個人カウンセリングのほか、患者さんの状態に合わせて集団カウンセリングや認知行動療法などの心理療法を実施するケースもあります。 - 13時:休憩
- 14時:午後の予約分の実施
午前中に引き続き、午後の業務もカウンセリングや心理検査がメインです。 - 16時:病院から依頼された心理テストの実施
入院患者の相談に応じるほか、他診療科から依頼を受けて各種心理検査を実施する場合もあります。 - 18時:業務終了
一日のカウンセリング内容を記録し、資料を整理したら業務終了です。
検査が長引いたり、患者さんのトラブルが発生したりした場合、退勤時間が通常より遅くなることもあるでしょう。
勤める病院や配属先によって業務の進め方は異なりますが、臨床心理士の一日は患者さんとの関わりが中心になります。
病院に勤務している臨床心理士の年収
日本臨床心理士会が定期的に行っている臨床心理士の動向調査によると、月給や時給のボリュームゾーンは次のようになっています。
雇用形態 | 収入のボリュームゾーン |
常勤 | 月給:20万~30万円 |
非常勤 | 時給:1,000~2,000円 |
常勤職員の年収は300万~400万がボリュームゾーンです。
これに対して、国税庁が2022年に実施した「民間給与実態統計調査」によると、日本の平均年収は458万円となっています。
このことから、臨床心理士は、日本の平均と比較すると年収は低めになると予想できるでしょう。

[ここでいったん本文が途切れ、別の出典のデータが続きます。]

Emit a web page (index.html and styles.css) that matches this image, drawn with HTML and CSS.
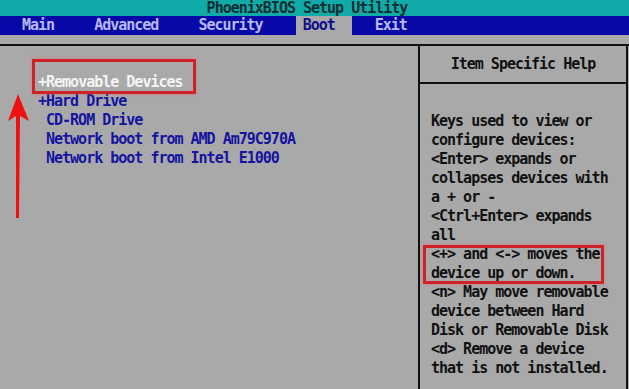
FILE: index.html
```html
<!DOCTYPE html>
<html lang="en">
<head>
    <meta charset="UTF-8">
    <title>PhoenixBIOS Setup Utility</title>
    <link rel="stylesheet" href="styles.css">
</head>
<body>
    <div class="screen">
        <div class="title">PhoenixBIOS Setup Utility</div>
        <div class="menu">
            <span class="tab">Main</span>
            <span class="tab">Advanced</span>
            <span class="tab">Security</span>
            <span class="tab active">Boot</span>
            <span class="tab">Exit</span>
        </div>

        <div class="frame">
            <div class="boot-list">
                <div class="row selected">+Removable Devices</div>
                <div class="row">+Hard Drive</div>
                <div class="row sub">CD-ROM Drive</div>
                <div class="row sub">Network boot from AMD Am79C970A</div>
                <div class="row sub">Network boot from Intel E1000</div>
            </div>
            <div class="help">
                <div class="help-title">Item Specific Help</div>
                <div class="help-body">
                    <div>Keys used to view or</div>
                    <div>configure devices:</div>
                    <div>&lt;Enter&gt; expands or</div>
                    <div>collapses devices with</div>
                    <div>a + or -</div>
                    <div>&lt;Ctrl+Enter&gt; expands</div>
                    <div>all</div>
                    <div class="mark">
                        <div>&lt;+&gt; and &lt;-&gt; moves the</div>
                        <div>device up or down.</div>
                    </div>
                    <div>&lt;n&gt; May move removable</div>
                    <div>device between Hard</div>
                    <div>Disk or Removable Disk</div>
                    <div>&lt;d&gt; Remove a device</div>
                    <div>that is not installed.</div>
                </div>
            </div>
        </div>

        <!-- annotations drawn over the screenshot -->
        <div class="callout"></div>
        <svg class="arrow" width="40" height="140" viewBox="0 0 40 140">
            <polygon points="18,4 29,31 20,26 19,128 16,128 16,26 8,31" fill="#f01010"/>
        </svg>
    </div>
</body>
</html>
```

FILE: styles.css
```css
body { margin: 0; background: #a9a9a9; font-family: "DejaVu Sans Mono", "Liberation Mono", monospace; font-size: 15px; letter-spacing: -1px; font-weight: bold; }
.screen { position: relative; width: 629px; height: 389px; overflow: hidden; background: #a9a9a9; }

.title { height: 16px; line-height: 16px; background: #10aaa8; color: #0e2f33; display: flex; justify-content: center; padding-right: 15px; }

.menu { height: 19px; line-height: 19px; background: #0808a6; display: flex; gap: 16px; padding-left: 15px; }
.tab { color: #b8b8f6; padding: 0 17px 0 7px; }
.tab.active { background: #a9a9a9; color: #10108a; }

.frame { margin-top: 9px; display: flex; border-top: 2px solid #111; height: 400px; }
.boot-list { width: 380px; padding: 27px 0 0 38px; }
.row { line-height: 19px; color: #1414a0; white-space: pre; }
.row.sub { padding-left: 8px; }
.row.selected { color: #f4f4f4; }

.help { width: 206px; border-left: 2px solid #111; border-right: 2px solid #111; color: #111; }
.help-title { height: 36px; line-height: 36px; text-align: center; border-bottom: 2px solid #111; }
.help-body { padding: 28px 0 0 11px; line-height: 19px; white-space: nowrap; }

.mark { position: relative; }
.mark::after { content: ""; position: absolute; left: -8px; top: 0; width: 175px; height: 33px; border: 3px solid #cc2228; box-shadow: 0 0 3px rgba(255, 90, 90, 0.6); }

.callout { position: absolute; left: 32px; top: 59px; width: 158px; height: 29px; border: 3px solid #cc2228; box-shadow: 0 0 3px rgba(255, 90, 90, 0.6); }
.arrow { position: absolute; left: 0; top: 90px; }
```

ただし、勤務する病院の規模やエリア、雇用形態、実務経験の長さなどによって、実際の収入は相場と異なる可能性もあります。
臨床心理士としてのキャリアを考える際は、収入面だけでなく、自分自身の関心や得意分野、支援を提供したい対象者なども考慮して、活躍の場を選ぶことが大切です。
臨床心理士は病院において重要な役割を担う
病院勤務の臨床心理士は、患者さんが抱える心の悩みに寄り添い、主治医や医療スタッフと協働しながら、心理的な問題解決に向けたサポートを行う存在です。
心理アセスメントやカウンセリング・心理療法、地域援助などを通じて支援を実践するほか、より質の高い心理支援を提供するための研究調査活動も仕事内容に含まれます。
臨床心理士が病院に勤務する場合、主な配属先は心療内科、精神科、小児科です。
勤務先ごとで一日の仕事の流れは違ってきますが、チーム医療の一員となり、患者さんのケアに貢献するという点では共通しています。
メンタルヘルスケアの需要が高まるなか、医療の現場で活躍できる臨床心理士の役割はますます重要になっていくでしょう。